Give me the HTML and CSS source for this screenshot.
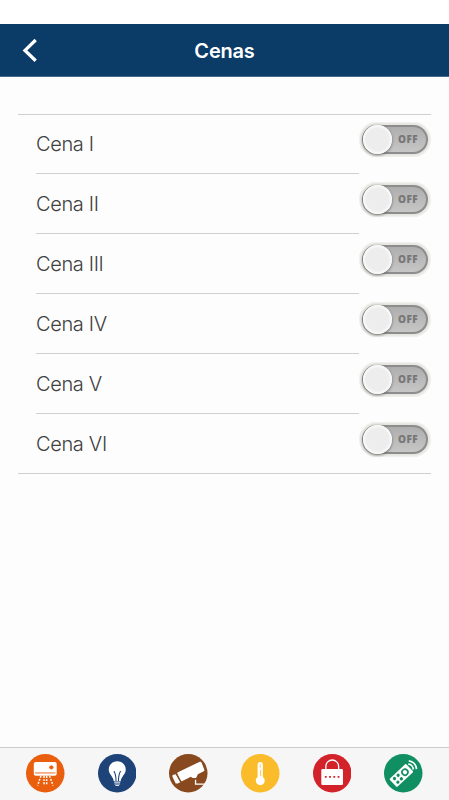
FILE: index.html
```html
<!DOCTYPE html>
<html lang="pt-BR">
<head>
  <meta charset="UTF-8" />
  <meta name="viewport" content="width=device-width, initial-scale=1" />
  <title>Cenas</title>
  <link rel="stylesheet" href="styles.css">
</head>
<body>
  <div class="app">
    <header class="navbar">
      <button class="back" aria-label="Voltar">
        <svg width="16" height="26" viewBox="0 0 16 26"><path d="M13.7 2 3 12.4l10.7 10.4" fill="none" stroke="#fff" stroke-width="3.3"/></svg>
      </button>
      <h1>Cenas</h1>
    </header>

    <main>
      <ul class="list">
        <li><span class="label">Cena I</span><button class="switch"><span class="track">OFF</span></button></li>
        <li><span class="label">Cena II</span><button class="switch"><span class="track">OFF</span></button></li>
        <li><span class="label">Cena III</span><button class="switch"><span class="track">OFF</span></button></li>
        <li><span class="label">Cena IV</span><button class="switch"><span class="track">OFF</span></button></li>
        <li><span class="label">Cena V</span><button class="switch"><span class="track">OFF</span></button></li>
        <li><span class="label">Cena VI</span><button class="switch"><span class="track">OFF</span></button></li>
      </ul>
    </main>

    <nav class="tabbar">
      <!-- Ar condicionado -->
      <svg viewBox="0 0 38 38">
        <circle cx="19" cy="19" r="19" fill="#ea5f0e"/>
        <rect x="7.7" y="7.8" width="22.6" height="13.6" rx="2" fill="#fff"/>
        <path d="M9 18.7h20" stroke="#ea5f0e" stroke-width=".9"/>
        <path d="M25 11v4.4M22.8 13.2h4.4M23.4 11.6l3.2 3.2M26.6 11.6l-3.2 3.2" stroke="#ea5f0e" stroke-width="1"/>
        <path d="M14.7 21.8 11.5 31M17.8 21.8v9.2M20.4 21.8v9.2M23.3 21.8l3.4 9.2" fill="none" stroke="#fff" stroke-width="1.5" stroke-dasharray="1.8 1.3"/>
      </svg>
      <!-- Iluminação -->
      <svg viewBox="0 0 38 38">
        <circle cx="19" cy="19" r="19" fill="#1e4379"/>
        <path d="M19 7.2c-4.9 0-8.4 3.7-8.4 8.1 0 4.7 4.4 6.8 5 11.5h6.8c.6-4.7 5-6.8 5-11.5 0-4.4-3.5-8.1-8.4-8.1z" fill="#fff"/>
        <path d="M17.8 26.6c0-4.5-.5-7.2-2.1-9.7M20.2 26.6c0-4.5.5-7.2 2.1-9.7" fill="none" stroke="#1e4379" stroke-width="1"/>
        <path d="M16 28h6M16.2 29.7h5.6M17.2 31.2h3.6" stroke="#dce3ed" stroke-width="1"/>
      </svg>
      <!-- Câmeras -->
      <svg viewBox="0 0 38 38">
        <circle cx="19" cy="19" r="19" fill="#88491e"/>
        <path d="M8.8 18 30 7.8c1.1-.5 1.8-.1 2.3 1l2.5 6.4c.4 1.1 0 1.6-1 2.1L28.5 20l-1.8 3.6h-3.5l-1.6-1.1-8.3 4.2c-1 .5-1.5.2-2-.8L8.2 19.5c-.3-.8-.2-1.1.6-1.5z" fill="#fff"/>
        <path d="m3.5 20.8 3.1-.8 4.5 7.8-2.4 1.4-2.1-.2-3.2-6.5z" fill="#fff"/>
        <path d="m7.4 19.6 4.3 7.6" stroke="#88491e" stroke-width="1"/>
        <path d="M26.2 25.5v4.2h9.5" fill="none" stroke="#fff" stroke-width="1.3"/>
      </svg>
      <!-- Temperatura -->
      <svg viewBox="0 0 38 38">
        <circle cx="19" cy="19" r="19" fill="#fbbc2c"/>
        <path d="M16.4 10.5a2.6 2.6 0 0 1 5.2 0v12.3a4.4 4.4 0 1 1-5.2 0z" fill="#fff"/>
        <path d="M19 10.2v3.2M19.4 15.5v6.5" stroke="#fbbc2c" stroke-width=".8"/>
      </svg>
      <!-- Alarme -->
      <svg viewBox="0 0 38 38">
        <circle cx="19" cy="19" r="19" fill="#d2222a"/>
        <path d="M12.7 15.5v-3.3a6.3 6.3 0 0 1 12.6 0v3.3" fill="none" stroke="#fff" stroke-width="1.3"/>
        <rect x="8.2" y="14.7" width="21.4" height="16" rx="1.3" fill="#fff"/>
        <path d="M11.7 22.5h1.8M15.9 22.5h1.8M20.1 22.5h1.8M24.3 22.5h1.8" stroke="#d2222a" stroke-width="1.8"/>
      </svg>
      <!-- Controle remoto -->
      <svg viewBox="0 0 38 38">
        <circle cx="19" cy="19" r="19" fill="#108f63"/>
        <g transform="translate(17.6 20.8) rotate(-43)">
          <rect x="-11.8" y="-5.5" width="22.4" height="11" rx="1" fill="#fff"/>
          <g fill="#108f63">
            <circle cx="-7.6" cy="-2.4" r="1.6"/><circle cx="-7.6" cy="2.4" r="1.6"/>
            <circle cx="-2.8" cy="-2.4" r="1.6"/><circle cx="-2.8" cy="2.4" r="1.6"/>
          </g>
          <circle cx="4.2" cy="0" r="2.9" fill="none" stroke="#108f63" stroke-width="1.6"/>
          <path d="M12-3.6a5.2 5.2 0 0 1 0 7.2M14.6-5.6a8.4 8.4 0 0 1 0 11.2" fill="none" stroke="#fff" stroke-width="1.7"/>
        </g>
      </svg>
    </nav>
  </div>
</body>
</html>
```

FILE: styles.css
```css
* {
  box-sizing: border-box;
}

body {
  margin: 0;
  background: #fdfdfd;
  font-family: Inter, "Liberation Sans", sans-serif;
  color: #404040;
}

button {
  padding: 0;
  border: none;
  background: none;
}

.app {
  display: flex;
  flex-direction: column;
  height: 800px;
  padding-top: 24px;
  background: linear-gradient(#fff 24px, #fdfdfd 24px);
}

.navbar {
  display: grid;
  grid-template-columns: 60px 1fr 60px;
  align-items: center;
  height: 53px;
  background: #0b3b67;
  border-bottom: 1px solid #49698a;
}

.back {
  display: flex;
  padding: 1px 0 0 22px;
}

.navbar h1 {
  margin: 0;
  padding-top: 1px;
  font-size: 20px;
  font-weight: 600;
  line-height: 24px;
  letter-spacing: -0.2px;
  text-align: center;
  color: #fff;
}

main {
  flex: 1;
  padding: 37px 18px 0;
}

.list {
  margin: 0;
  padding: 0;
  list-style: none;
  border-top: 1px solid #d0d0d0;
  border-bottom: 1px solid #d0d0d0;
}

.list li {
  display: flex;
  height: 60px;
  padding-left: 18px;
}

.list li:first-child,
.list li:last-child {
  height: 59px;
}

.label {
  flex: 1;
  padding-top: 18px;
  border-bottom: 1px solid #d0d0d0;
  font-size: 20px;
  font-weight: 300;
  line-height: 24px;
  letter-spacing: -0.35px;
}

.list li:first-child .label {
  padding-top: 17px;
}

.list li:last-child .label {
  border-bottom: none;
}

.switch {
  position: relative;
  width: 72px;
  height: 35px;
  padding: 3px;
  margin-top: 8px;
  border-radius: 18px;
  background: #e2e1dc;
  box-shadow: inset 0 0 3px 1px #f8f8f7;
}

.list li:first-child .switch {
  margin-top: 7px;
}

.track {
  display: block;
  height: 29px;
  padding-right: 8px;
  border: 2px solid #8d8d8d;
  border-radius: 15px;
  background: linear-gradient(#aeaeae, #c6c6c6);
  font: 800 10px/25px "Open Sans", sans-serif;
  letter-spacing: 0.4px;
  text-align: right;
  color: #777;
}

/* botão redondo do interruptor */
.switch::after {
  content: "";
  position: absolute;
  left: 4px;
  top: 3px;
  width: 29px;
  height: 29px;
  border-radius: 50%;
  background: #ededed;
  box-shadow: inset 0 0 2px 2px #f9f9f9, 0 1px 3px #666;
}

.tabbar {
  display: flex;
  justify-content: space-between;
  height: 53px;
  padding: 6px 26px 0;
  border-top: 1px solid #ccc;
  background: #f6f6f6;
}

.tabbar svg {
  width: 38.5px;
  height: 38.5px;
}
```
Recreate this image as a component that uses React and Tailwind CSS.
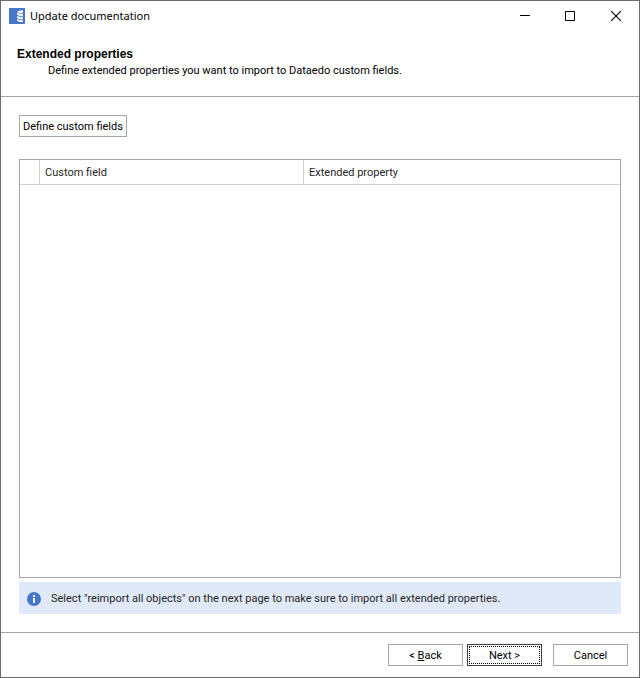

• • • • • • •

> TO DO: In the entries above, how many lines hold the word "this"? State the number and nothing else.

> THE REPLY: 2